# Problem description
Copy every line of the records below where the word "screenshot" occurs.

# Task input
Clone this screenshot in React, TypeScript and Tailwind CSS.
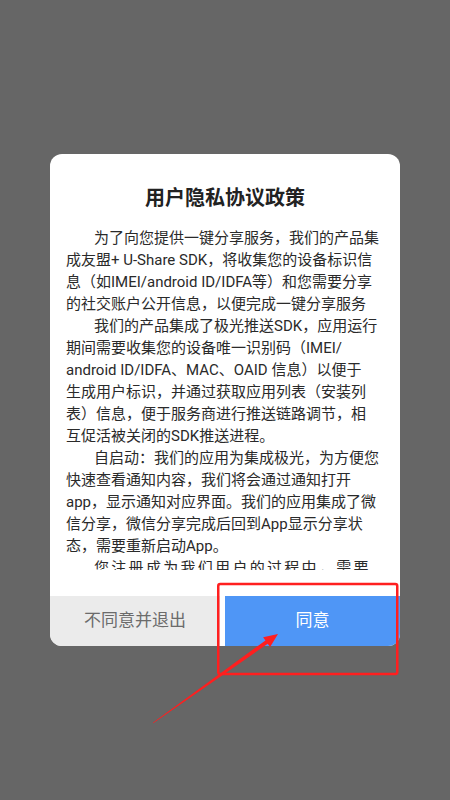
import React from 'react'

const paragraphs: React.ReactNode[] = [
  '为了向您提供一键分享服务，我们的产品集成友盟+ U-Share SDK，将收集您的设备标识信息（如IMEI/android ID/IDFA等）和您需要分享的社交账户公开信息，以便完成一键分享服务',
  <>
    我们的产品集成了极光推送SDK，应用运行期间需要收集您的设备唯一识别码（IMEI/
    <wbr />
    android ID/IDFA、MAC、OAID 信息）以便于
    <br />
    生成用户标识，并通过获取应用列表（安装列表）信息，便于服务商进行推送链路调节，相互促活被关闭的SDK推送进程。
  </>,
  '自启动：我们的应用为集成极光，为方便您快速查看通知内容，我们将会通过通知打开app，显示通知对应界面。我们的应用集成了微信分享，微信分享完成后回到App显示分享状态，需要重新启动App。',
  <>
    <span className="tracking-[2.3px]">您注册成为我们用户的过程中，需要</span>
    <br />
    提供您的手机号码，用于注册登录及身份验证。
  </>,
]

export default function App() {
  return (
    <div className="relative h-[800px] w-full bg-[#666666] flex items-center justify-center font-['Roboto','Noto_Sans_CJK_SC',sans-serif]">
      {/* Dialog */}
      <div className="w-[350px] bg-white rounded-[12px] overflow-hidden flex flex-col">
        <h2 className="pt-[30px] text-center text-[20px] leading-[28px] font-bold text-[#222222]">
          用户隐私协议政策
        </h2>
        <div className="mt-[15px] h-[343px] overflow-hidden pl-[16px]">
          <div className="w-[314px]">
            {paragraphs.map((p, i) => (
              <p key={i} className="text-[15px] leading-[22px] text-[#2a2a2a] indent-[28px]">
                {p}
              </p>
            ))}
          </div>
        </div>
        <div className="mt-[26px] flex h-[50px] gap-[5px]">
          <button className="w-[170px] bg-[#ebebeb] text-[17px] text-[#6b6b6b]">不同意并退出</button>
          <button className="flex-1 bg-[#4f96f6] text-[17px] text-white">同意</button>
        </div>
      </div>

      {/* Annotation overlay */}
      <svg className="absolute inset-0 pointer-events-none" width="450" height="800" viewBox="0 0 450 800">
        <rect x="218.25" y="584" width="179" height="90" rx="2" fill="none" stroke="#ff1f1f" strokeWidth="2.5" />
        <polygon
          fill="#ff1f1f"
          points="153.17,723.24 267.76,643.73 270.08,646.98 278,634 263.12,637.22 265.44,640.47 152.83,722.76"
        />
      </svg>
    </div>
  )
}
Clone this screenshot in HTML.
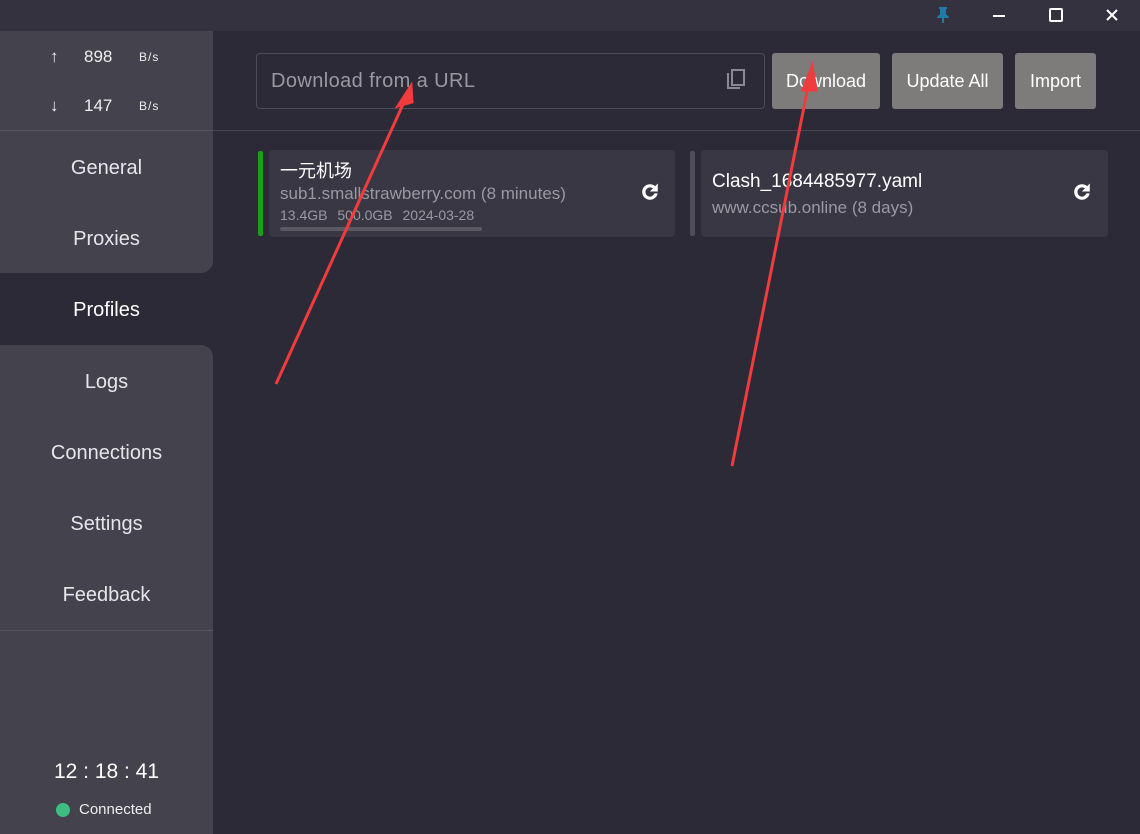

# The output
Clone this screenshot in React, TypeScript and Tailwind CSS.
Clone this screenshot in HTML.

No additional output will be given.